Aún así es excepcionalmente notable como la película es capaz de generar y transmitir un continuo de ideas sin resultar en absoluto panfletaria, de lo que será tildada igualmente, sin duda. La intención de un equipo absolutamente volcado en un proyecto que pincha en muchas heridas -no en vano su campaña de marketing no se ha basado en la mera divulgación del material promocional, sino que se ha querido profundizar en todos los temas que toca- se encuentra visible en cada plano. Candyman apela al trauma existencial heredado de generación en generación por la población afroamericana desde un punto de vista nacido previo al asesinato de George Floyd a manos de la policía de Minneapolis en mayo del pasado año y el movimiento Black Lives Matter. Pues recordemos que la producción de la película finalizó antes de que el mundo se pusiera en pausa. Resulta, como queda escrito más arriba, aterrador que este ahogado grito de socorro se plasmase de forma tan orgánica apelando a una realidad que la mayoría trata de ignorar deliberadamente incluso antes de una revolución tan contundente como es la que vivió (y sigue viviendo) el pueblo americano a finales de la era Trump.

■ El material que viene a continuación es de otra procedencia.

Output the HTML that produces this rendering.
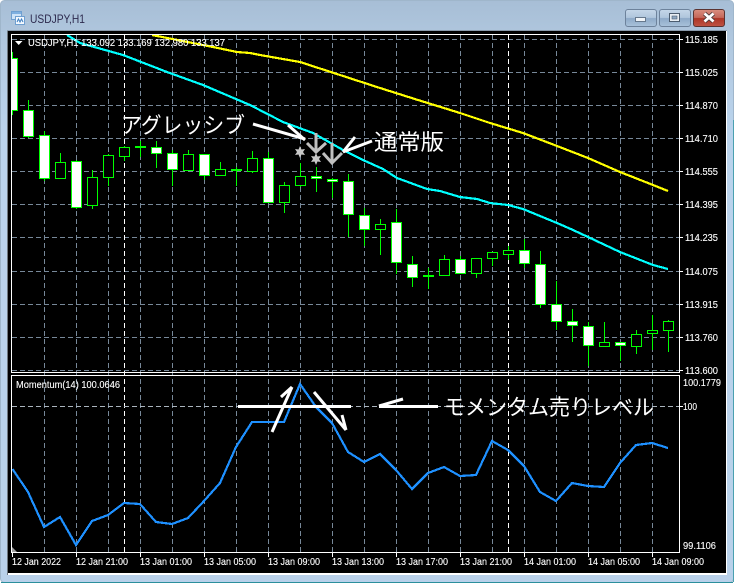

La vuelta de la leyenda removerá más consciencias que estómagos (pese a no estar exenta de gore), al igual que ya hacía la película original. Sin embargo, gracias a la (pequeña) evolución social y del medio cinematográfico sucedida desde entonces, el enfoque consigue ser distintivo pese a apelar ideas que desde sus inicios estaban presentes, siendo capaz de reinventar sus elementos para actualizarlos a la lucha contemporánea. Y, por suerte, para bien o para mal Candyman es una película que tiene claro que huirá despavoridamente del silencio, pues el terror siempre ha sido y siempre será el mejor vehículo para reflejar el entorno sociopolítico de su momento.
A recordar: que las normas del juego siguen siendo válidas pese a que el tablero se haya actualizado.
A olvidar: nada pesa tanto en Candyman como para ser olvidado, pese a que no termine siendo redonda del todo.